Особенно яростно нападал на нас попик, одетый в длинную темную рясу, который тоже находился почему-то среди казаков. Он неистово кричал:
— Мошенники! Христопродавцы! Иудино племя! Вас не расстреливать надо, а жечь на костре!..
Высказавшись таким образом, попик как бы внезапно вспомнил о чем-то и, быстро подобрав полы рясы, почти бегом пустился по станице.
«Звонить побежал, — подумал я. — Наверно, хочет собрать народ, чтобы учинить расправу».
Действительно, когда мы уже сидели в арестном помещении, я услышал размеренный, но какой-то невероятно тревожный колокольный звон.
Арестное помещение, в котором мы очутились, представляло собой небольшую, около десяти квадратных метров, комнату с цементным полом и окном, зарешеченным толстыми железными прутьями. Никакой мебели не было. Поэтому мы уселись прямо на полу, заняв всю площадь комнаты.
Чтобы никто из нас не убежал, хотя бежать нам было некуда, у дверей стоял часовой. Но стоял он не снаружи арестного помещения, как это обычно бывает, а внутри его. Это, как я понял, для того, чтобы видеть все, что мы делаем, слышать все, что мы говорим.
Начался допрос.
Так как нас не занесли еще ни в какие списки, то на допрос вызывали не по фамилиям, а в порядке живой очереди, начиная с тех, кто сидел у самой двери, почти касаясь грязных сапог часового.
Когда с допроса привели первого, все взоры безмолвно устремились на него. Эти безмолвные взоры как бы вопрошали: ну что там? Как там?
Однако приведенный угрюмо молчал. И только спустя несколько минут, заняв прежнее место на полу и ни к кому, собственно, не обращаясь, уныло заговорил:
— Раздевают догола… Все отбирают… Отобрали десять тысяч крестьянских денег. Я их вез обратно, чтобы вернуть тем, с кого собраны. А их отняли… Как теперь быть, не знаю… Ох, горе какое! — закончил он.
Я увидел, как один из крестьян, что сидел посреди арестной, вдруг засуетился.
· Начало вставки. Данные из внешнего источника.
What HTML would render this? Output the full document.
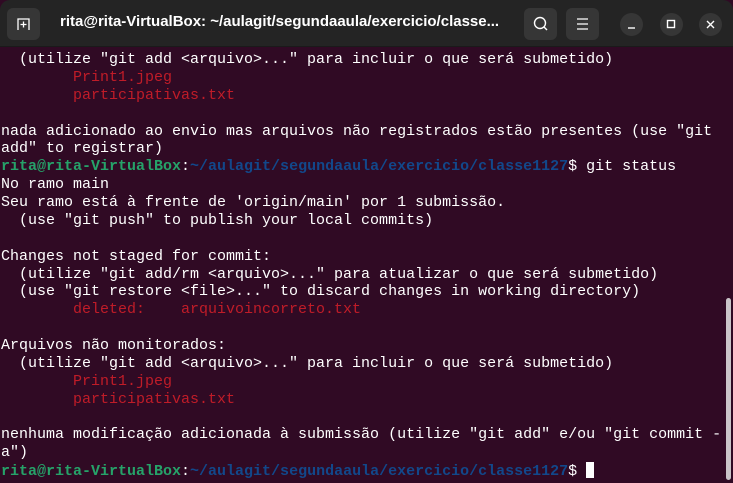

Раскрыл свой кошель и торопливо стал в нем что-то перекладывать, перемещать.
Это, конечно, не ускользнуло от всевидящих глаз часового. Он громко спросил:
— Что, у тебя тоже деньги? Все равно отберут. Перекладывай не перекладывай, а отберут…
— Как же быть-то? — взмолился мужик. — Деньги-то не мои. Голову оторвут, если не верну.